WHAT THE TASK REQUIRES => Find all lines in the records that include the word "React", and copy them out.

------

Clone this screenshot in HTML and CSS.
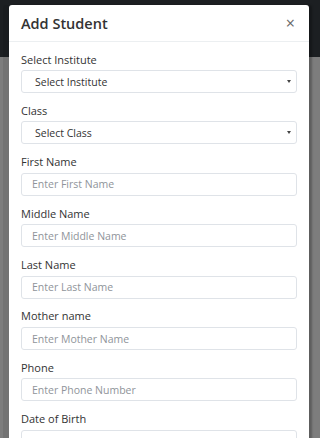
FILE: index.html
```html
<!DOCTYPE html>
<html lang="en">
<head>
  <meta charset="UTF-8" />
  <meta name="viewport" content="width=device-width, initial-scale=1.0"/>
  <title>Add Student</title>
  <link rel="stylesheet" href="styles.css">
</head>
<body>
  <div class="backdrop">
    <div class="modal">
      <div class="modal-header">
        <h2 class="modal-title">Add Student</h2>
        <button class="close" type="button">&times;</button>
      </div>

      <form class="modal-body">
        <div class="form-group">
          <label for="institute">Select Institute</label>
          <div class="select-wrap">
            <select id="institute">
              <option>Select Institute</option>
            </select>
          </div>
        </div>

        <div class="form-group">
          <label for="class">Class</label>
          <div class="select-wrap">
            <select id="class">
              <option>Select Class</option>
            </select>
          </div>
        </div>

        <div class="form-group">
          <label for="firstName">First Name</label>
          <input type="text" id="firstName" placeholder="Enter First Name" />
        </div>

        <div class="form-group">
          <label for="middleName">Middle Name</label>
          <input type="text" id="middleName" placeholder="Enter Middle Name" />
        </div>

        <div class="form-group">
          <label for="lastName">Last Name</label>
          <input type="text" id="lastName" placeholder="Enter Last Name" />
        </div>

        <div class="form-group">
          <label for="motherName">Mother name</label>
          <input type="text" id="motherName" placeholder="Enter Mother Name" />
        </div>

        <div class="form-group">
          <label for="phone">Phone</label>
          <input type="text" id="phone" placeholder="Enter Phone Number" />
        </div>

        <div class="form-group">
          <label for="dob">Date of Birth</label>
          <input type="text" id="dob" />
        </div>
      </form>
    </div>
  </div>
</body>
</html>
```

FILE: styles.css
```css
:root {
  --navbar: #1c1f22;
  --overlay: #7d7d7d;
  --text: #333333;
  --muted: #8f949a;
  --border: #dfe3e8;
}

* {
  box-sizing: border-box;
}

body {
  margin: 0;
  font-family: 'Open Sans', sans-serif;
  color: var(--text);
  background: linear-gradient(to bottom, var(--navbar) 0, var(--navbar) 57px, var(--overlay) 57px);
  min-height: 100vh;
  overflow: hidden;
}

.backdrop {
  padding: 5px 11px 0 9px;
}

.modal {
  background: #fff;
  border-radius: 3px 3px 0 0;
  box-shadow: 3px 0 2px rgba(0, 0, 0, 0.25), -6px 0 0 rgba(0, 0, 0, 0.08);
}

.modal-header {
  display: flex;
  justify-content: space-between;
  align-items: center;
  height: 37px;
  padding: 0 12px;
  border-bottom: 1px solid #eceff1;
}

.modal-title {
  margin: 0;
  font-size: 14.5px;
  font-weight: 600;
  color: #333;
}

.close {
  border: none;
  background: none;
  padding: 0 2px;
  font-family: 'Open Sans', sans-serif;
  font-size: 16px;
  line-height: 1;
  color: #666;
  cursor: pointer;
}

.modal-body {
  padding: 9.5px 12px 0;
}

.form-group {
  margin-bottom: 9.8px;
}

label {
  display: block;
  font-size: 11px;
  line-height: 15px;
  margin-bottom: 3.6px;
  color: #333;
}

input, select {
  display: block;
  width: 100%;
  height: 23px;
  border: 1px solid var(--border);
  border-radius: 3px;
  font-family: 'Open Sans', sans-serif;
  font-size: 10.5px;
  color: #333;
  background: #fff;
  padding: 0 10px;
}

input::placeholder {
  color: var(--muted);
}

.select-wrap {
  position: relative;
}

select {
  appearance: none;
  padding-left: 13px;
}

.select-wrap::after {
  content: "";
  position: absolute;
  right: 6px;
  top: 10px;
  border-left: 2.5px solid transparent;
  border-right: 2.5px solid transparent;
  border-top: 3.5px solid #444;
}
```
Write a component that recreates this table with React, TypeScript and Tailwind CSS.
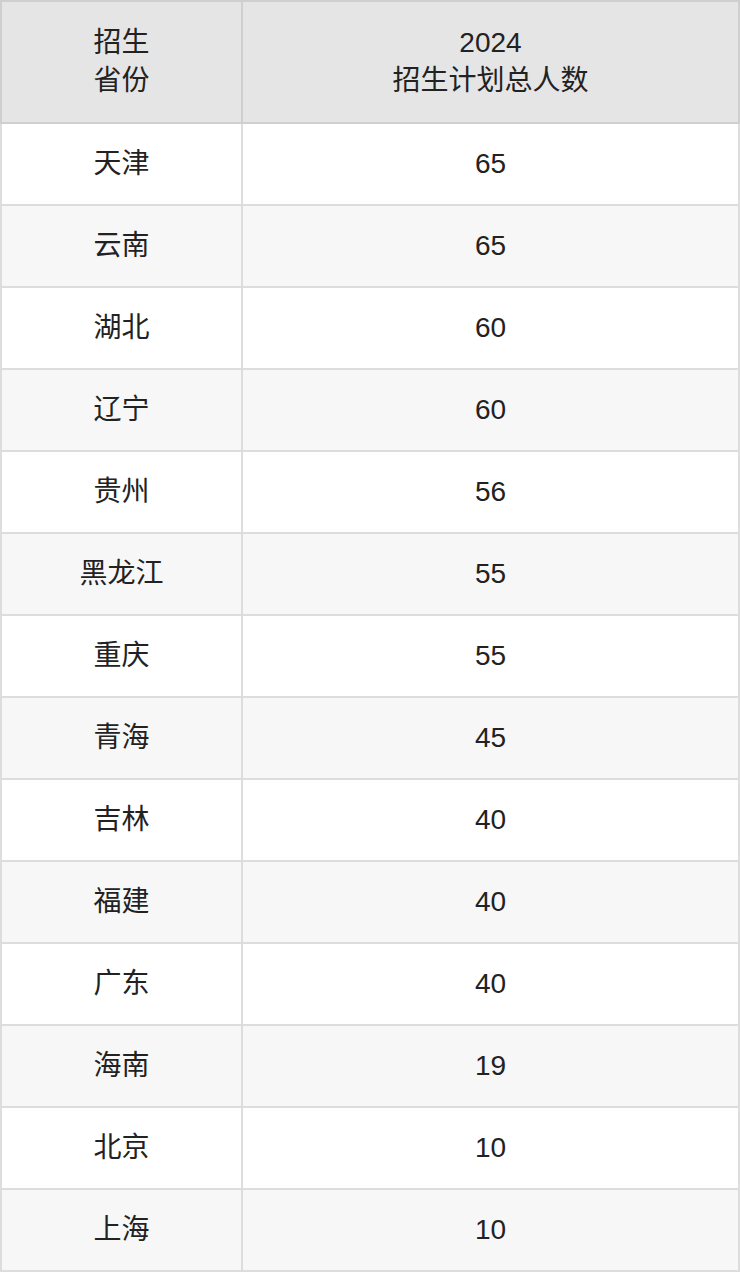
import React from "react";

const rows: [string, string][] = [
  ["天津", "65"],
  ["云南", "65"],
  ["湖北", "60"],
  ["辽宁", "60"],
  ["贵州", "56"],
  ["黑龙江", "55"],
  ["重庆", "55"],
  ["青海", "45"],
  ["吉林", "40"],
  ["福建", "40"],
  ["广东", "40"],
  ["海南", "19"],
  ["北京", "10"],
  ["上海", "10"],
];

export default function App() {
  return (
    <div
      className="w-[740px] bg-white text-[#222222] text-[28px] leading-[38px]"
      style={{ fontFamily: '"Liberation Sans", "Noto Sans CJK SC", sans-serif' }}
    >
      <div className="flex">
        <div className="w-[243px] h-[124px] border-2 border-[#cfcfcf] bg-[#e5e5e5] flex flex-col items-center justify-center text-center">
          <div>招生</div>
          <div>省份</div>
        </div>
        <div className="w-[497px] h-[124px] border-t-2 border-r-2 border-b-2 border-[#cfcfcf] bg-[#e5e5e5] flex flex-col items-center justify-center text-center">
          <div>2024</div>
          <div>招生计划总人数</div>
        </div>
      </div>
      {rows.map(([p, n], i) => (
        <div key={p} className={`flex ${i % 2 === 1 ? "bg-[#f7f7f7]" : "bg-white"}`}>
          <div className="w-[243px] h-[82px] border-l-2 border-r-2 border-b-2 border-[#dddddd] flex items-center justify-center">
            {p}
          </div>
          <div className="w-[497px] h-[82px] border-r-2 border-b-2 border-[#dddddd] flex items-center justify-center">
            {n}
          </div>
        </div>
      ))}
    </div>
  );
}
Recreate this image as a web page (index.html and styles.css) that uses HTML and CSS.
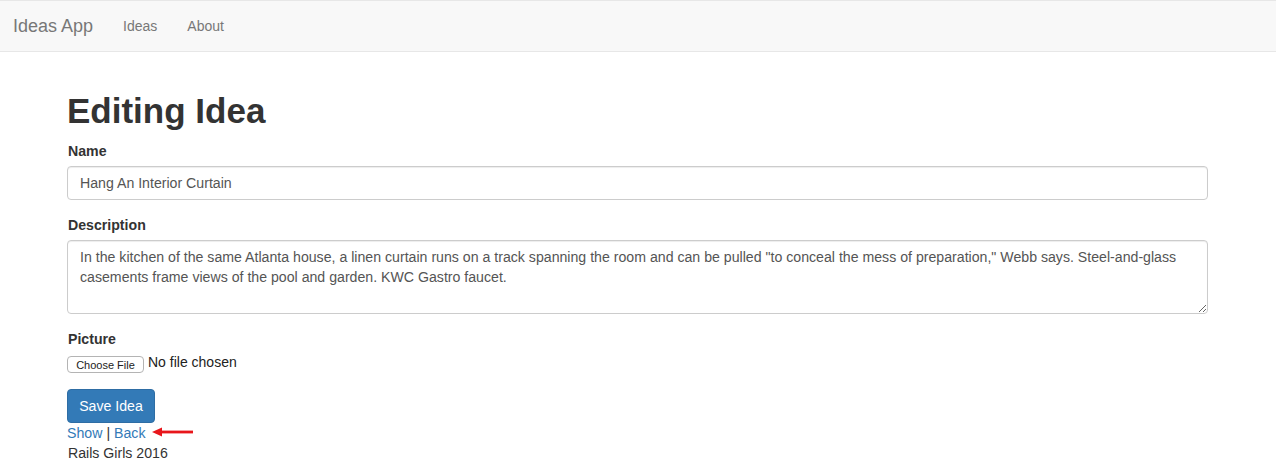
FILE: index.html
```html
<!DOCTYPE html>
<html lang="en">
<head>
<meta charset="utf-8">
<title>Ideas App</title>
<link rel="stylesheet" href="styles.css">
</head>
<body>
<nav class="navbar">
  <div class="navbar-inner">
    <a class="brand" href="#">Ideas App</a>
    <ul class="nav">
      <li><a href="#">Ideas</a></li>
      <li><a href="#">About</a></li>
    </ul>
  </div>
</nav>
<main class="container">
  <h1 class="title">Editing Idea</h1>
  <form class="form">
    <div class="form-group">
      <label class="label">Name</label>
      <input class="form-control" type="text" value="Hang An Interior Curtain">
    </div>
    <div class="form-group">
      <label class="label">Description</label>
      <textarea class="form-control textarea" rows="3">In the kitchen of the same Atlanta house, a linen curtain runs on a track spanning the room and can be pulled "to conceal the mess of preparation," Webb says. Steel-and-glass casements frame views of the pool and garden. KWC Gastro faucet.</textarea>
    </div>
    <div class="form-group">
      <label class="label">Picture</label>
      <div class="file-input">
        <button type="button" class="file-btn">Choose File</button>
        <span class="file-name">No file chosen</span>
      </div>
    </div>
    <button type="button" class="btn-primary">Save Idea</button>
  </form>
  <div class="links">
    <a href="#">Show</a> | <a href="#">Back</a>
    <svg class="arrow" width="44" height="10" viewBox="0 0 44 10" aria-hidden="true">
      <polygon points="1,5 11,0.5 11,9.5" fill="#e8161b"/>
      <rect x="9" y="3.6" width="33" height="2.8" fill="#e8161b"/>
    </svg>
  </div>
  <p class="footer">Rails Girls 2016</p>
</main>
</body>
</html>
```
FILE: styles.css
```css
* { box-sizing: border-box; }
html, body { margin: 0; padding: 0; }
body {
  font-family: "Liberation Sans", Arial, Helvetica, sans-serif;
  font-size: 14px;
  line-height: 20px;
  color: #333;
  background: #fff;
}
a { color: #337ab7; text-decoration: none; }

.navbar {
  background: #f8f8f8;
  border-top: 1px solid #e7e7e7;
  border-bottom: 1px solid #e7e7e7;
  margin-bottom: 20px;
  min-height: 52px;
}
.navbar-inner {
  display: flex;
  align-items: center;
  padding: 0 15px;
  height: 50px;
}
.brand {
  color: #777;
  font-size: 18px;
  line-height: 20px;
  padding: 15px 15px 15px 0;
  margin-left: -2px;
}
.nav {
  display: flex;
  list-style: none;
  margin: 0;
  padding: 0;
}
.nav a {
  display: block;
  color: #777;
  padding: 15px;
  line-height: 20px;
}

.container {
  display: flow-root;
  width: 1170px;
  margin: 0 auto;
  padding: 0 15px;
  font-size: 14.15px;
}
.title {
  font-size: 35px;
  font-weight: bold;
  line-height: 1.1;
  margin: 20px 0 10px -1px;
  color: #333;
}
.form-group { margin-bottom: 15px; }
.label {
  display: block;
  font-weight: bold;
  margin-bottom: 5px;
  max-width: 100%;
}
.form-control {
  display: block;
  height: 34px;
  padding: 6px 12px;
  font-family: inherit;
  font-size: 14.15px;
  line-height: 20px;
  color: #555;
  background: #fff;
  border: 1px solid #ccc;
  border-radius: 4px;
  box-shadow: inset 0 1px 1px rgba(0,0,0,.075);
  margin-left: -1px;
  width: calc(100% + 1px);
}
.textarea {
  height: 74px;
  resize: vertical;
}
.file-input {
  display: flex;
  align-items: center;
  height: 20px;
  margin-left: -1px;
}
.file-btn {
  font-family: "Liberation Sans", Arial, sans-serif;
  font-size: 11px;
  line-height: 13px;
  height: 17px;
  padding: 1px 0 0;
  color: #222;
  background: #fff;
  border: 1px solid #b4b4b4;
  border-radius: 4px;
  margin: 2px 4px 0 0;
  width: 77px;
}
.file-name {
  font-size: 14px;
  color: #222;
  margin-top: -4px;
}
.btn-primary {
  display: block;
  font-family: inherit;
  font-size: 14.15px;
  line-height: 20px;
  padding: 6px 0;
  white-space: nowrap;
  color: #fff;
  background: #337ab7;
  border: 1px solid #2e6da4;
  border-radius: 4px;
  margin-left: -1px;
  width: 88px;
  height: 34px;
}
.links {
  display: flex;
  align-items: center;
  gap: 4px;
  line-height: 20px;
  margin-left: -1px;
}
.arrow { margin-left: 1px; margin-top: -2px; }
.footer { margin: 0; }
```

------

RESULT OF THIS TASK =>
Write a component that recreates this table with React, TypeScript and Tailwind CSS.
import React from "react";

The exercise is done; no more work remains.